On the first ground the alleged misdirection is not correct. It is clear from the evidence that the issue of the sex cloth was at the core of the dispute brought before the magistrate. The issue of the sex cloth arose in 1996 and was discussed and pursued at different fora with a view to recovering the cloth. The parties had visited traditional healers/ n’angas and prophets in trying to solve the issue. They had been directed to do certain acts, such as appellant approaching members of his family over the issue but he had refused to do so. According to respondent appellant had in no uncertain terms threatened that if she asked or confronted his mother about the sex cloth that would be the end of their marriage. Having been so threatened respondent could only seek advice from members of her family.

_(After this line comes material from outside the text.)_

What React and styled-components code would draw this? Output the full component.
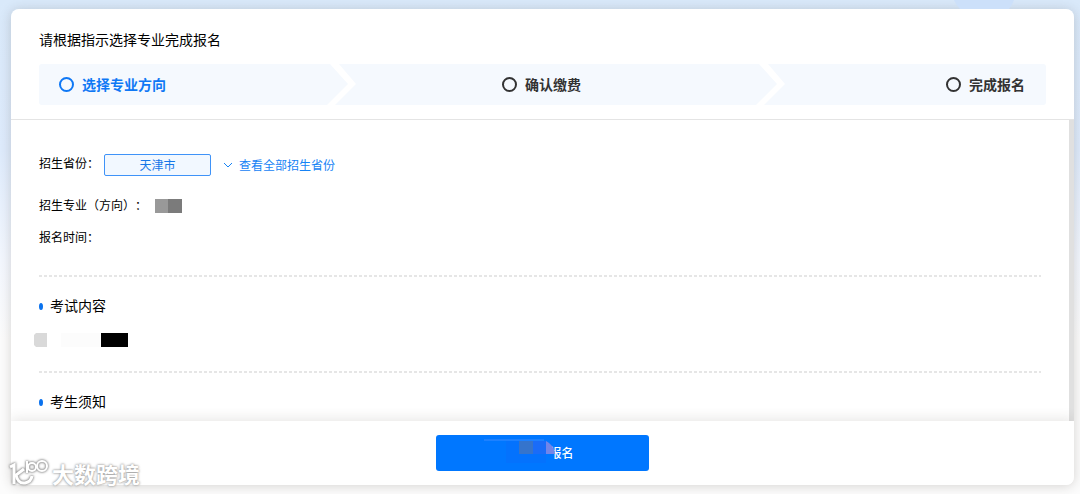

She was thus suppressed for long for fear that if she confronted her mother in law as the custodian of the keys to their bedroom during the period the sex cloth disappeared that would be the end of the marriage. When appellant sued respondent for divorce she realised that her effort at preserving the marriage by not reporting her in laws was in vain as the appellant was now seeking divorce. She thus approached the appropriate court and sought relief.

The nature of the issue was such that it was in the domain of the headman and the chief. The chief being the custodian of cultural values and the responsibility to maintain cultural harmony duly presided over the matter. The chief was better positioned to understand the implication of the disappearance of the sex cloth and remedies thereto.

It is thus not true that the suit by respondent was meant to merely frustrate appellant in his divorce suit.

On the second ground we were of the view that the evidence showed on a balance of probabilities that appellant failed to assist his wife as found by both the chief and the magistrate. In his evidence appellant confirmed this. For instance when being led in evidence in chief he said words to the effect that: -

“I gave her the responsibility to search for the missing cloth. I told her that I am a Christian. I was not compelled to search for the missing cloth. It was up to her since she believed in tradition. Constitutionally I was entitled to my rights not to conduct a search for a missing cloth. I believe in prayer.” (see page 29 of appeal record).


The appellant clearly declined to assist his wife on the pretext that he was a Christian. The proceedings of the court below shows that his strong Christian belief of not consulting traditional n’anga was only rekindled after preliminary consultations had already been done with his participation. They had even gone to Chipinge in pursuance of these consultations. It was only after the directive that he inquires from his family relatives who were at the rural home at the time the sex cloth disappeared, and who included his mother, that his defence of being a Christian came up.

In fact on p 29 of record, the appellant indicated that respondent and her family failed to turn up at a traditional cleansing ceremony his family was to conduct. Though he said he was compelled to visit the n’anga that directed that such a ceremony be held, he was not heard to say he was forced or compelled to comply with the directive.

Under cross examination appellant’s reliance on prayer as a Christian was deflated when he conceded that he had never invited his wife for a prayer for the recovery of the sex cloth.

Clearly appellant was trying to use Christianity to conceal his inability to assist his wife by inquiring from those members of his family who were at the rural homestead during the period the sex cloth went missing, more so his mother in her capacity as the only one who had keys to their rural home bedroom in their absence.

The third ground of appeal was ill-conceived. It was not the magistrate’s finding that appellant was responsible for the missing cloth.

The fourth and fifth grounds are concessions that as head of the family he needed to assist his wife when she encountered problems. However his assertion that in this case it was practically impossible for him to assist her because of differences in approach and perspective is without merit. I have already shown that appellant dealt in traditional beliefs in traditional healers and n’angas as well.

The chief’s jurisdiction over cultural related issues is without doubt. In casu, from inception the parties were agreed that the safety and preservation of the sex cloth has some cultural connotations such that its disappearance has some cultural ramifications. It is clearly the domain of the chief to address such issues within his community to ensure cultural harmony is preserved.

      The appellant’s contention that due to lapse of time it was no longer proper for the chief to hear the matter was misplaced. Section 3(2) of the Prescription Act, chapter 8:11, clearly confirms that customary law knows no prescription when it provides that:-

“In so far as any right or obligation of any person in relation to any other person is governed by customary law this Act shall not apply.”


See also Muwalo v Mugunga 2006(1) ZLR 485 wherein court reaffirmed that position.

After a careful consideration of the grounds of appeal as advanced by the appellant we concluded that the appeal cannot succeed. The appeal was thus dismissed with costs.